CU: What kind of reaction did you get from the public while filming these scenes on the streets?

AW: Nobody knew we were filming! A lot of people would stop and look not understanding what was happening. We really were in the crowd. It was shot with only one camera and it was always in the crowd so people watching were thinking 'What this' ( laughs) so it was funny.

CU: I believe there are some very subtle digital effects in the film, the most chilling being the shot of a fighter plane tearing across the sky above Gonzalo's head, en route to bombing the presidential palace. These effects are certainly well hidden within the fabric of the film.

AW: Yeah that was the idea. It was very funny because the first time the 3D people showed me the plane, it went left and right and loop de loop! And I said 'No! Just straight!' ( laughs )I don't want to feel that this is a special effect. And also we erased a lot of things because the city has changed a lot. We erased a lot of modern buildings.

CU: The child actors that play the three main characters all give amazing performances. How were they to work with?

AW: There are no professional child actors in Chile , which in a way, is a good thing ( laughs ). We worked with them for seven months so we were very confident. In fact it was very easy to work with them. They were really good.

CU: The film feels very nostalgic, with a lot of light moments. That makes the loss of innocence all the more shattering at the end.

AW: Of course. I started with the idea that for me, I really liked my childhood, I have a lot of good memories and I wanted to put that in the movie. But also, my childhood was in that environment of social difference and also that political backdrop. So in a way it was a very personal mixture of great memories but also very sad memories. You are right, I am very interested in those years not only because of the political history but also it was my years of childhood.

CU: Gonzalo's mother is an interesting character: her selfishness, her materialism, and her loveless affair with the richer older man, who keeps giving Gonzalo Lone Ranger books (an ironic choice in that it portrays a cowboy with an Indian friend) seems symbolic of the collective collusion of the middle classes during the Pinochet years.

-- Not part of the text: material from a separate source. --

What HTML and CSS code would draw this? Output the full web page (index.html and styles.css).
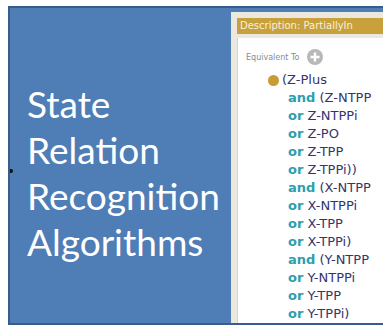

AW: I don't want to talk about symbols. The character of the mother, she is not political in a way -even though she is. The personal is the political. For me the important thing is the relationship she has with Gonzalo. She is a superficial woman, the kind of woman that has never grown up - but she loves her son. And he loves her back. I really liked the idea that a son is loyal to his mother, no matter what. I wanted these characters to be three-dimensional.

CU: Machuca's success has coincided with a renewed desire in Chile to examine the past, a process that perhaps started with Pinochet's period of house arrest in the UK in 1998?

AW: That was a turning point. I was happy. He had cheated everyone. There were charges of economic fraud as well as the years of human rights abuses. The situation in Chile started to change after this point. His image changed, he lost his dignity. The younger generation got to see who he really is. One thing that I am proud of is that the film has provoked debate and conversations between the generations. It has created a link between the generations.

CU: Given that there has been a lack of justice for the victims of the dictatorship in Chile , how do you think the country can move towards true reconciliation?

AW: I don't know. Maybe we only now have the strength to do it. The return to democracy has come in drops. Justice comes slow. True reconciliation may only truly happen when the generation that lived through that era is dead. They have a different appreciation of that time. When they are gone, the younger generation will take the country forward.